* [OBJECTIVE] From the listing that follows, output everything exactly except the pictures.

-------- PROVIDED MATERIAL --------

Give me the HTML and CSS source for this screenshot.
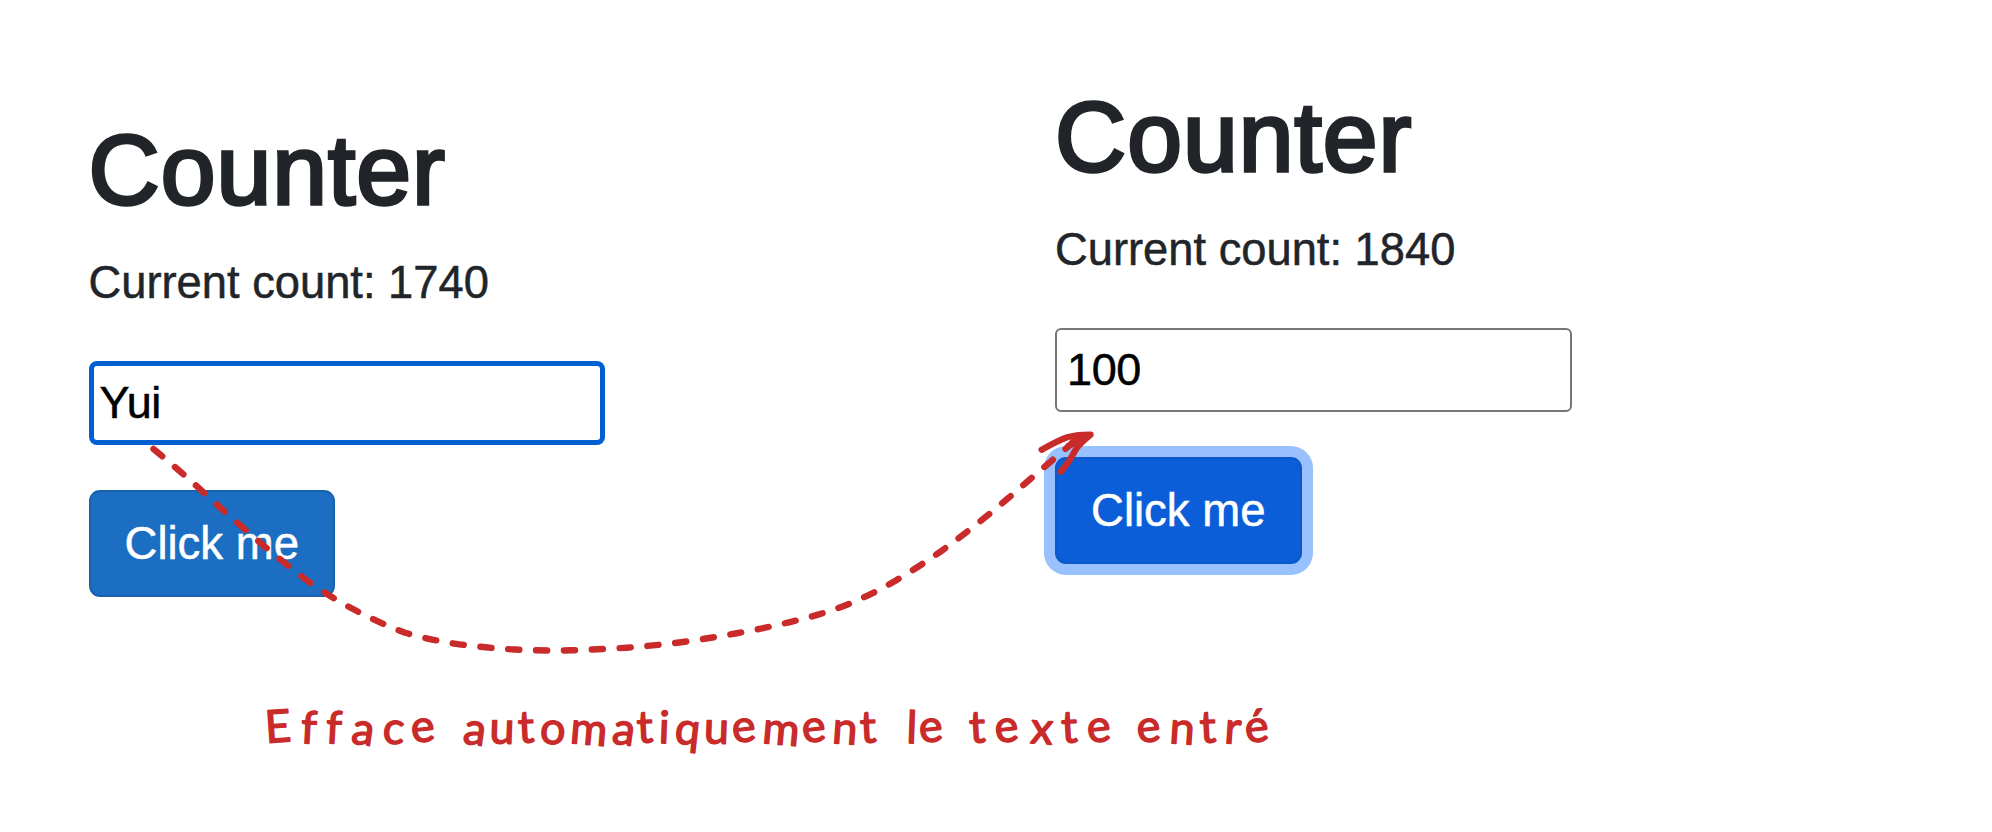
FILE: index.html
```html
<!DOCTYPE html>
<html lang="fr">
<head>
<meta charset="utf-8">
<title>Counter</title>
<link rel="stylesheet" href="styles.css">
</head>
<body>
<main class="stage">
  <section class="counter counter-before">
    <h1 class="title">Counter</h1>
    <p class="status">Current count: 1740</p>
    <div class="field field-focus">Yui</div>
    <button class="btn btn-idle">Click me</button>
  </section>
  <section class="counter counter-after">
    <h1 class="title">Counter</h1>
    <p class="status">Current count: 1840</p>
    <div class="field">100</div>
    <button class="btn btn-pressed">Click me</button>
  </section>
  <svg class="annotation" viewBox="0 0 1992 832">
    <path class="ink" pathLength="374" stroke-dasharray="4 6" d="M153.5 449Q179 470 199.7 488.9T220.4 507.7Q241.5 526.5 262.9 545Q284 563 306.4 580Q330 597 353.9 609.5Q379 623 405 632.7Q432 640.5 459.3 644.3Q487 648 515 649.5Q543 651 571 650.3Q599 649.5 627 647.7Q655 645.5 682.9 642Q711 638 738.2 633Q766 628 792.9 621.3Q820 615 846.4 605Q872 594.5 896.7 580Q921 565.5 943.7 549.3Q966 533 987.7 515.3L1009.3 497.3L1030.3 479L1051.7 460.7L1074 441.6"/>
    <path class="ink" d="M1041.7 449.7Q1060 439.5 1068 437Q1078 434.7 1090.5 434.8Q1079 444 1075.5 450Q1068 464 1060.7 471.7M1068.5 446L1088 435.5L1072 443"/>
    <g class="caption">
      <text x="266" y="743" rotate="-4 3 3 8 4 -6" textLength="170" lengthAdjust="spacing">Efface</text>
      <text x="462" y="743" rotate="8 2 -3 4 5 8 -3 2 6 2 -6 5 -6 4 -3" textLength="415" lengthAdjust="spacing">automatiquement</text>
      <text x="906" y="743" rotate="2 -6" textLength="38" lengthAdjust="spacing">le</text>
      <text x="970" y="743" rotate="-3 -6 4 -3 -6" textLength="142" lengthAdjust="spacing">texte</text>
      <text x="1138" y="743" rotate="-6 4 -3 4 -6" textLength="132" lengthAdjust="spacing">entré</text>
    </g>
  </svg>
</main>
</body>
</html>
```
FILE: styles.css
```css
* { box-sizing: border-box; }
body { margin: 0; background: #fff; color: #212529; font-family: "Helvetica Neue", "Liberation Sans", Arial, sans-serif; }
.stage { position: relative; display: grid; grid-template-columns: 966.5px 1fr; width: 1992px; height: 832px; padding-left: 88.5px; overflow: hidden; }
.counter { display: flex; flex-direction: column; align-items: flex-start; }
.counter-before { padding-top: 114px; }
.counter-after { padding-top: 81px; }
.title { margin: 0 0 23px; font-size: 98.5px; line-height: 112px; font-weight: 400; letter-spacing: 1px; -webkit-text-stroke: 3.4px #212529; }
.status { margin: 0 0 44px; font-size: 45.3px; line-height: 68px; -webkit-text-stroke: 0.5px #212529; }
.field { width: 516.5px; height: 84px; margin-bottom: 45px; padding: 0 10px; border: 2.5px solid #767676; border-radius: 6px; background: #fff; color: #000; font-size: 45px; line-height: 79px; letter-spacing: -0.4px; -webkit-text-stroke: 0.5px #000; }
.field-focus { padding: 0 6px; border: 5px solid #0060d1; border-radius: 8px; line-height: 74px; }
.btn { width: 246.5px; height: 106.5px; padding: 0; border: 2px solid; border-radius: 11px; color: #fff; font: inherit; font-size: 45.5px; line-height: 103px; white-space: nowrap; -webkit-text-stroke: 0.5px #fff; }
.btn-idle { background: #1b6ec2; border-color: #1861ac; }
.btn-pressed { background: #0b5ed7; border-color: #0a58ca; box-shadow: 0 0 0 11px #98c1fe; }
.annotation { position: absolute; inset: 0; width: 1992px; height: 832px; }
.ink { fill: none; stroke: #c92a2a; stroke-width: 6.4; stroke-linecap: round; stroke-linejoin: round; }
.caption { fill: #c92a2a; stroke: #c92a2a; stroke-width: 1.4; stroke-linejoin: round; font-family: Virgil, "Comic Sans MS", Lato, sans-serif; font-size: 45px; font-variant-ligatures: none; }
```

--------

* [SOLUTION TO THE PROBLEM]
Give me the HTML and CSS source for this screenshot.
FILE: index.html
```html
<!DOCTYPE html>
<html lang="fr">
<head>
<meta charset="utf-8">
<title>Counter</title>
<link rel="stylesheet" href="styles.css">
</head>
<body>
<main class="stage">
  <section class="counter counter-before">
    <h1 class="title">Counter</h1>
    <p class="status">Current count: 1740</p>
    <div class="field field-focus">Yui</div>
    <button class="btn btn-idle">Click me</button>
  </section>
  <section class="counter counter-after">
    <h1 class="title">Counter</h1>
    <p class="status">Current count: 1840</p>
    <div class="field">100</div>
    <button class="btn btn-pressed">Click me</button>
  </section>
  <svg class="annotation" viewBox="0 0 1992 832">
    <path class="ink" pathLength="374" stroke-dasharray="4 6" d="M153.5 449Q179 470 199.7 488.9T220.4 507.7Q241.5 526.5 262.9 545Q284 563 306.4 580Q330 597 353.9 609.5Q379 623 405 632.7Q432 640.5 459.3 644.3Q487 648 515 649.5Q543 651 571 650.3Q599 649.5 627 647.7Q655 645.5 682.9 642Q711 638 738.2 633Q766 628 792.9 621.3Q820 615 846.4 605Q872 594.5 896.7 580Q921 565.5 943.7 549.3Q966 533 987.7 515.3L1009.3 497.3L1030.3 479L1051.7 460.7L1074 441.6"/>
    <path class="ink" d="M1041.7 449.7Q1060 439.5 1068 437Q1078 434.7 1090.5 434.8Q1079 444 1075.5 450Q1068 464 1060.7 471.7M1068.5 446L1088 435.5L1072 443"/>
    <g class="caption">
      <text x="266" y="743" rotate="-4 3 3 8 4 -6" textLength="170" lengthAdjust="spacing">Efface</text>
      <text x="462" y="743" rotate="8 2 -3 4 5 8 -3 2 6 2 -6 5 -6 4 -3" textLength="415" lengthAdjust="spacing">automatiquement</text>
      <text x="906" y="743" rotate="2 -6" textLength="38" lengthAdjust="spacing">le</text>
      <text x="970" y="743" rotate="-3 -6 4 -3 -6" textLength="142" lengthAdjust="spacing">texte</text>
      <text x="1138" y="743" rotate="-6 4 -3 4 -6" textLength="132" lengthAdjust="spacing">entré</text>
    </g>
  </svg>
</main>
</body>
</html>
```
FILE: styles.css
```css
* { box-sizing: border-box; }
body { margin: 0; background: #fff; color: #212529; font-family: "Helvetica Neue", "Liberation Sans", Arial, sans-serif; }
.stage { position: relative; display: grid; grid-template-columns: 966.5px 1fr; width: 1992px; height: 832px; padding-left: 88.5px; overflow: hidden; }
.counter { display: flex; flex-direction: column; align-items: flex-start; }
.counter-before { padding-top: 114px; }
.counter-after { padding-top: 81px; }
.title { margin: 0 0 23px; font-size: 98.5px; line-height: 112px; font-weight: 400; letter-spacing: 1px; -webkit-text-stroke: 3.4px #212529; }
.status { margin: 0 0 44px; font-size: 45.3px; line-height: 68px; -webkit-text-stroke: 0.5px #212529; }
.field { width: 516.5px; height: 84px; margin-bottom: 45px; padding: 0 10px; border: 2.5px solid #767676; border-radius: 6px; background: #fff; color: #000; font-size: 45px; line-height: 79px; letter-spacing: -0.4px; -webkit-text-stroke: 0.5px #000; }
.field-focus { padding: 0 6px; border: 5px solid #0060d1; border-radius: 8px; line-height: 74px; }
.btn { width: 246.5px; height: 106.5px; padding: 0; border: 2px solid; border-radius: 11px; color: #fff; font: inherit; font-size: 45.5px; line-height: 103px; white-space: nowrap; -webkit-text-stroke: 0.5px #fff; }
.btn-idle { background: #1b6ec2; border-color: #1861ac; }
.btn-pressed { background: #0b5ed7; border-color: #0a58ca; box-shadow: 0 0 0 11px #98c1fe; }
.annotation { position: absolute; inset: 0; width: 1992px; height: 832px; }
.ink { fill: none; stroke: #c92a2a; stroke-width: 6.4; stroke-linecap: round; stroke-linejoin: round; }
.caption { fill: #c92a2a; stroke: #c92a2a; stroke-width: 1.4; stroke-linejoin: round; font-family: Virgil, "Comic Sans MS", Lato, sans-serif; font-size: 45px; font-variant-ligatures: none; }
```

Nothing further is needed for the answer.